Tanaka was the leader of Toyonobori’s posse, the Hayabusa-tai (“Falcon Corps”). Presumably named after the 64th Squadron of the Imperial Japanese Army, which had been led by the well-propagandized aviator Tateo Kato, the Hayabusa-tai’s best-known incident revolved around a Ventures concert that they were intended to promote (for those unaware, the Ventures were *huge* in Japan)…until Kokichi Endo swiped the rights and got all the money, albeit with a beating. I bring it up because the Hayabusa-tai made up a good portion of the dream team that Toyonobori had in mind when he began to put Tokyo Pro Wrestling together. Sure enough, Tanaka was among those who jumped ship to join his senior. According to the Japanese zine Showa Puroresu, Tanaka did not temper Toyonobori’s penchant for spending money he wasn’t supposed to spend, but in fact inherited it. During Antonio Inoki’s legal disputes with Toyonobori and Hisashi Shinma in 1967, it was reportedly disclosed that Tanaka had personally misappropriated funds which had been allocated for Tokyo Pro’s training camps. (As trainee Haruka Eigen later recalled, the company had been unable to afford rice to feed them.) In December 1966, when Inoki created the Tokyo Pro Wrestling Ltd. company to split the rest of the roster from Toyonobori, Tanaka was the only other wrestler who was excluded. Due to this, Tanaka did not participate in the Tokyo Pro-IWE joint tour of January 1967, but he joined the IWE alongside Toyonobori in time for their second tour that summer.

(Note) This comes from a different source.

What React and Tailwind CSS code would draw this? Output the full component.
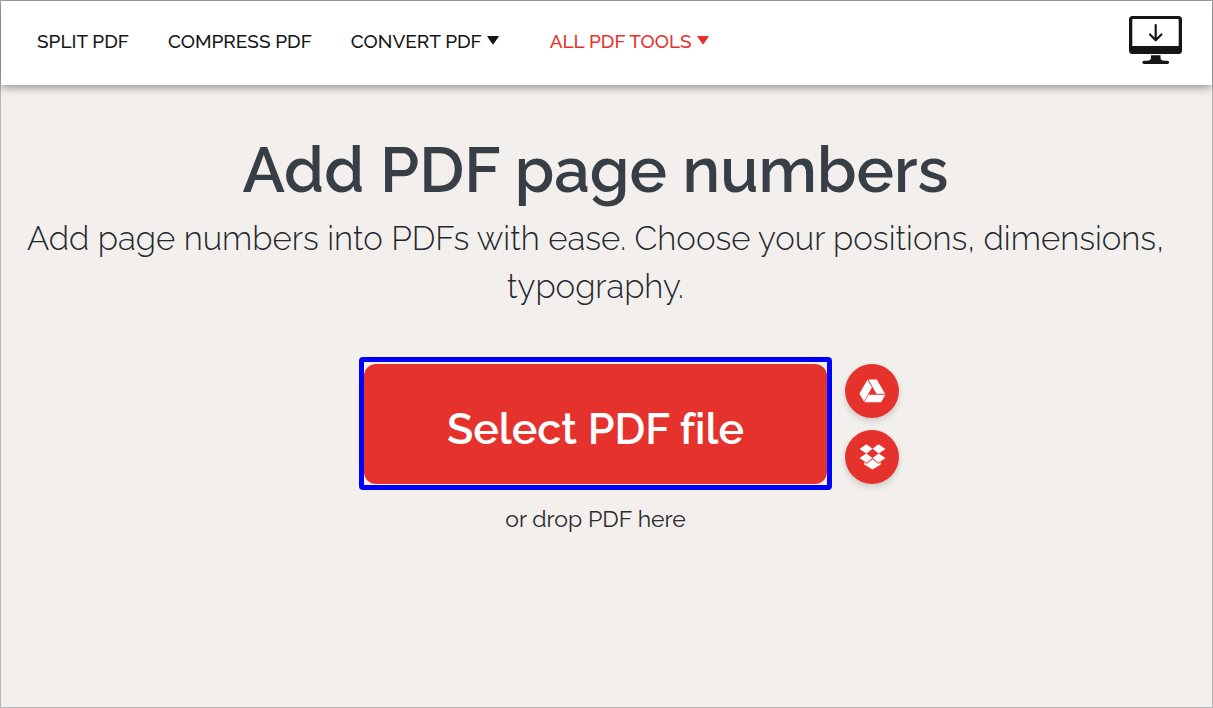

It was in his early years with Kokusai that Tanaka’s career peaked. In early 1969, he worked a program with British wrestler Mike Marino, winning Marino’s newly minted IWA World Mid-Heavyweight title that February. It is a pervasive belief among IWE fans that Toyonobori had lobbied for Tanaka’s push, although Tanaka’s then-valet Mighty Inoue stated that he didn’t think that was the case in a 2016 interview with Showa Puroresu. Whatever the case, this made Tanaka puroresu’s first junior heavyweight champion since IWE president Isao Yoshihara himself in the early 60s, and while footage of Tanaka does not survive, it is apparent that he presaged the IWE’s later talent in this vein, such as Inoue and Isamu Teranishi. He would remain with the company even as Toyonobori retired in 1970, only losing his title when he vacated it in March 1971 to embark on his excursion. Like other Kokusai wrestlers of the period, Tanaka’s overseas training saw him compete in France, Spain, Germany, and even South Africa, before his return the following June.

For whatever fanfare his homecoming might have received, Tanaka did not break through upon return, but recede. It appears that he was overshadowed by wrestlers like the aforementioned Teranishi and Inoue, and he began to work more as a trainer. He reportedly began to experience liver problems in the mid-70s, and announced his departure in September 1977, without working a retirement match. In a 2009 blog post, Great Kojika claimed that he had met Tanaka during an All Japan show in Tanaka’s hometown. While it has been presumed that he is still alive, Tanaka did not come forth when the Rikidozan OB Kai alumni association was formed in 1996, and Kojika’s alleged encounter is the last anyone has heard from him.